After a decade of needing constant medical care for his lungs, Bernhard died in 1989 in Gmunden, Upper Austria, by assisted suicide. His death was announced only after his funeral. In his will, which aroused great controversy on publication, Bernhard prohibited any new stagings of his plays and publication of his unpublished work in Austria; however, in 1999 this was annulled by his heir, his half-brother Dr. Peter Fabjan. Bernhard's attractive house in Ohlsdorf-Obernathal 2 where he had moved in 1965 is now a museum and centre for the study and performance of his work.

Work

Often criticized in Austria as a Nestbeschmutzer for his critical views, Bernhard was highly acclaimed abroad. Nevertheless, while reviled by some Austrians for his outspoken and harsh views of his homeland, including its Nazi past, he was, during his lifetime, also highly acclaimed in Austria, winning a number of major awards, and was seen by many as the pre-eminent writer of the time.
His work is most influenced by the feeling of being abandoned and by his incurable illness, which caused him to see death as the ultimate essence of existence. His work typically features loners' monologues explaining, to a rather silent listener, his views on the state of the world, often with reference to a concrete situation. This is true for his plays as well as for his prose, where the monologues are then reported second hand by the listener. Alongside his serious and pessimistic views, his works also contain some very funny observations on life.

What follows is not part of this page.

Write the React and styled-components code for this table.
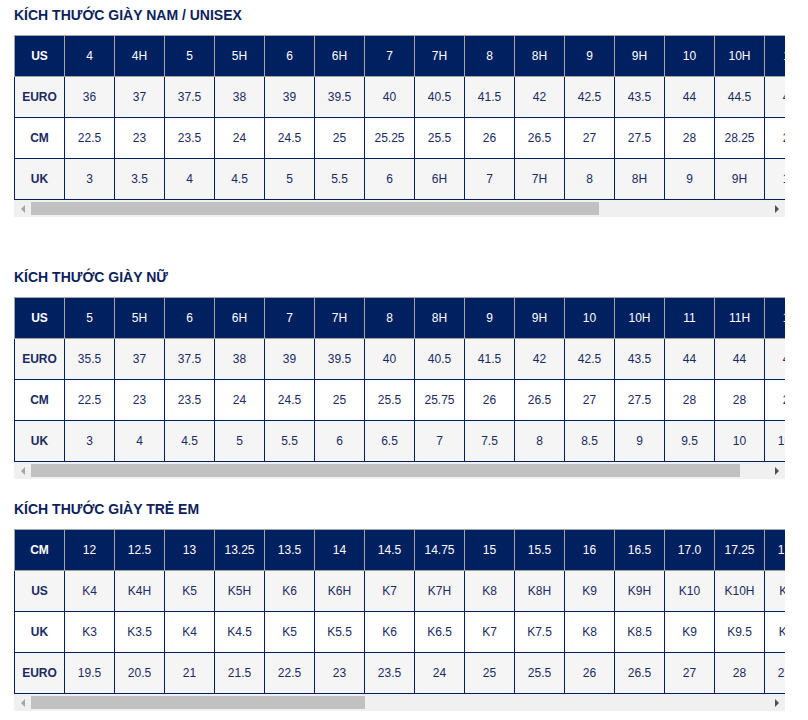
import React from 'react';
import styled, { createGlobalStyle } from 'styled-components';

const GlobalStyle = createGlobalStyle`
  body {
    margin: 0;
    background: #ffffff;
    font-family: "Liberation Sans", Arial, sans-serif;
  }
`;

const COL_WIDTH = 50;
const VIEW_WIDTH = 771;
const ARROW_WIDTH = 17;

const Page = styled.div`
  padding: 7px 23px 10px 14px;
  width: ${VIEW_WIDTH}px;
`;

const Section = styled.section`
  margin-top: ${props => props.gap || 0}px;
`;

const Title = styled.h3`
  margin: 0 0 12px;
  font-size: 14px;
  line-height: 16px;
  font-weight: bold;
  color: #0d1f5c;
  text-transform: uppercase;
`;

const TableViewport = styled.div`
  width: ${VIEW_WIDTH}px;
  overflow: hidden;
`;

const Table = styled.table`
  border-collapse: collapse;
  table-layout: fixed;
  font-size: 12px;
  color: #1a2a62;
`;

const HeadCell = styled.th`
  width: ${COL_WIDTH - 1}px;
  min-width: ${COL_WIDTH - 1}px;
  height: 40px;
  padding: 0;
  background: #002060;
  color: #ffffff;
  border: 1px solid #a3a3a3;
  font-weight: ${props => (props.label ? 'bold' : 'normal')};
  text-align: center;
  white-space: nowrap;
`;

const Row = styled.tr`
  background: ${props => (props.shaded ? '#f5f5f5' : '#ffffff')};
`;

const Cell = styled.td`
  width: ${COL_WIDTH - 1}px;
  height: 40px;
  padding: 0;
  border: 1px solid #002060;
  font-weight: ${props => (props.label ? 'bold' : 'normal')};
  text-align: center;
  white-space: nowrap;
`;

const Scrollbar = styled.div`
  display: flex;
  width: ${VIEW_WIDTH}px;
  height: 17px;
  background: #f0f0f0;
`;

const ArrowButton = styled.div`
  flex: 0 0 ${ARROW_WIDTH}px;
  display: flex;
  align-items: center;
  justify-content: center;
`;

const Arrow = styled.span`
  width: 0;
  height: 0;
  border-top: 4px solid transparent;
  border-bottom: 4px solid transparent;
  ${props =>
    props.dir === 'left'
      ? `border-right: 4px solid ${props.disabled ? '#a3a3a3' : '#505050'};`
      : `border-left: 4px solid ${props.disabled ? '#a3a3a3' : '#505050'};`}
`;

const Track = styled.div`
  flex: 1;
  padding-top: 2px;
`;

const Thumb = styled.div`
  height: 13px;
  background: #c1c1c1;
`;

const SizeTable = ({ title, rows, gap }) => {
  const [head, ...body] = rows;
  const cols = head.length;
  const contentWidth = cols * COL_WIDTH + 1;
  const trackWidth = VIEW_WIDTH - ARROW_WIDTH * 2;
  const thumbWidth = Math.round((trackWidth * VIEW_WIDTH) / contentWidth);

  return (
    <Section gap={gap}>
      <Title>{title}</Title>
      <TableViewport>
        <Table style={{ width: contentWidth }}>
          <thead>
            <tr>
              {head.map((v, i) => (
                <HeadCell key={i} label={i === 0}>{v}</HeadCell>
              ))}
            </tr>
          </thead>
          <tbody>
            {body.map((row, r) => (
              <Row key={r} shaded={r % 2 === 0}>
                {row.map((v, i) => (
                  <Cell key={i} label={i === 0}>{v}</Cell>
                ))}
              </Row>
            ))}
          </tbody>
        </Table>
      </TableViewport>
      <Scrollbar>
        <ArrowButton><Arrow dir="left" disabled /></ArrowButton>
        <Track>
          <Thumb style={{ width: thumbWidth }} />
        </Track>
        <ArrowButton><Arrow dir="right" /></ArrowButton>
      </Scrollbar>
    </Section>
  );
};

const men = [
  ['US', '4', '4H', '5', '5H', '6', '6H', '7', '7H', '8', '8H', '9', '9H', '10', '10H', '11', '11H', '12', '12H', '13'],
  ['EURO', '36', '37', '37.5', '38', '39', '39.5', '40', '40.5', '41.5', '42', '42.5', '43.5', '44', '44.5', '45', '45.5', '46', '46.5', '47'],
  ['CM', '22.5', '23', '23.5', '24', '24.5', '25', '25.25', '25.5', '26', '26.5', '27', '27.5', '28', '28.25', '29', '29.5', '30', '30.5', '31'],
  ['UK', '3', '3.5', '4', '4.5', '5', '5.5', '6', '6H', '7', '7H', '8', '8H', '9', '9H', '10', '10H', '11', '11H', '12'],
];

const women = [
  ['US', '5', '5H', '6', '6H', '7', '7H', '8', '8H', '9', '9H', '10', '10H', '11', '11H', '12'],
  ['EURO', '35.5', '37', '37.5', '38', '39', '39.5', '40', '40.5', '41.5', '42', '42.5', '43.5', '44', '44', '45'],
  ['CM', '22.5', '23', '23.5', '24', '24.5', '25', '25.5', '25.75', '26', '26.5', '27', '27.5', '28', '28', '29'],
  ['UK', '3', '4', '4.5', '5', '5.5', '6', '6.5', '7', '7.5', '8', '8.5', '9', '9.5', '10', '10.5'],
];

const kids = [
  ['CM', '12', '12.5', '13', '13.25', '13.5', '14', '14.5', '14.75', '15', '15.5', '16', '16.5', '17.0', '17.25', '17.5', '18', '18.5', '18.75', '19', '19.5', '20', '20.5', '21', '21.5', '22', '22.5', '23', '23.5', '24', '24.5', '25', '25.5', '26'],
  ['US', 'K4', 'K4H', 'K5', 'K5H', 'K6', 'K6H', 'K7', 'K7H', 'K8', 'K8H', 'K9', 'K9H', 'K10', 'K10H', 'K11', 'K11H', 'K12', 'K12H', 'K13', 'K13H', '1', '1H', '2', '2H', '3', '3H', '4', '4H', '5', '5H', '6', '6H', '7'],
  ['UK', 'K3', 'K3.5', 'K4', 'K4.5', 'K5', 'K5.5', 'K6', 'K6.5', 'K7', 'K7.5', 'K8', 'K8.5', 'K9', 'K9.5', 'K10', 'K10.5', 'K11', 'K11.5', 'K12', 'K12.5', 'K13', 'K13.5', '1', '1.5', '2', '2.5', '3', '3.5', '4', '4.5', '5', '5.5', '6'],
  ['EURO', '19.5', '20.5', '21', '21.5', '22.5', '23', '23.5', '24', '25', '25.5', '26', '26.5', '27', '28', '28.5', '29', '30', '30.5', '31', '31.5', '32', '33', '33.5', '34', '35', '35.5', '36', '36.5', '37', '37.5', '38', '38.5', '39'],
];

const App = () => (
  <>
    <GlobalStyle />
    <Page>
      <SizeTable title="Kích thước giày nam / unisex" rows={men} />
      <SizeTable title="Kích thước giày nữ" rows={women} gap={52} />
      <SizeTable title="Kích thước giày trẻ em" rows={kids} gap={22} />
    </Page>
  </>
);

export default App;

Bernhard is often considered a verbose writer, but Andreas Dorschel has broadened this view by showing that Bernhard's characters oscillate between excessive speech and highly economical expressions. As Dorschel argues, the two modes produce a series of oppositions with mutually informing sides.
Bernhard's main protagonists, often scholars or, as he calls them, Geistesmenschen, denounce everything that matters to the Austrian in contumacy-filled tirades against a "stupid populace". He also attacks the state, generally-respected institutions such as Vienna's Burgtheater, and much-loved artists. His work also continually deals with the isolation and self-destruction of people striving for an unreachable perfection, since this same perfection would mean stagnancy and therefore death. Anti-Catholic rhetoric is not uncommon.
"Es ist alles lächerlich, wenn man an den Tod denkt" was his comment when he received a minor Austrian national award in 1968, which resulted in one of the many public scandals he caused over the years and which became part of his fame. His novel Holzfällen, for instance, could not be published for years due to a defamation claim by a former friend. Many of his plays—above all Heldenplatz —were met with criticism from many Austrians, who claimed they sullied Austria's reputation. One of the more controversial lines called Austria "a brutal and stupid nation... a mindless, cultureless sewer which spreads its penetrating stench all over Europe." Heldenplatz, as well as the other plays Bernhard wrote in these years, were staged at Vienna's famous Burgtheater by the controversial director.
Even in death Bernhard caused disturbance by his, as he supposedly called it, literary emigration, by disallowing all publication and stagings of his work within Austria's borders. The International Thomas Bernhard Foundation, established by his executor and half-brother Dr. Peter Fabjan, has since made exceptions, although the German firm of Suhrkamp remains his principal publisher.
The correspondence between Bernhard and his publisher Siegfried Unseld from 1961 to 1989 – about 500 letters – was published in December 2009 at Suhrkamp Verlag, Germany.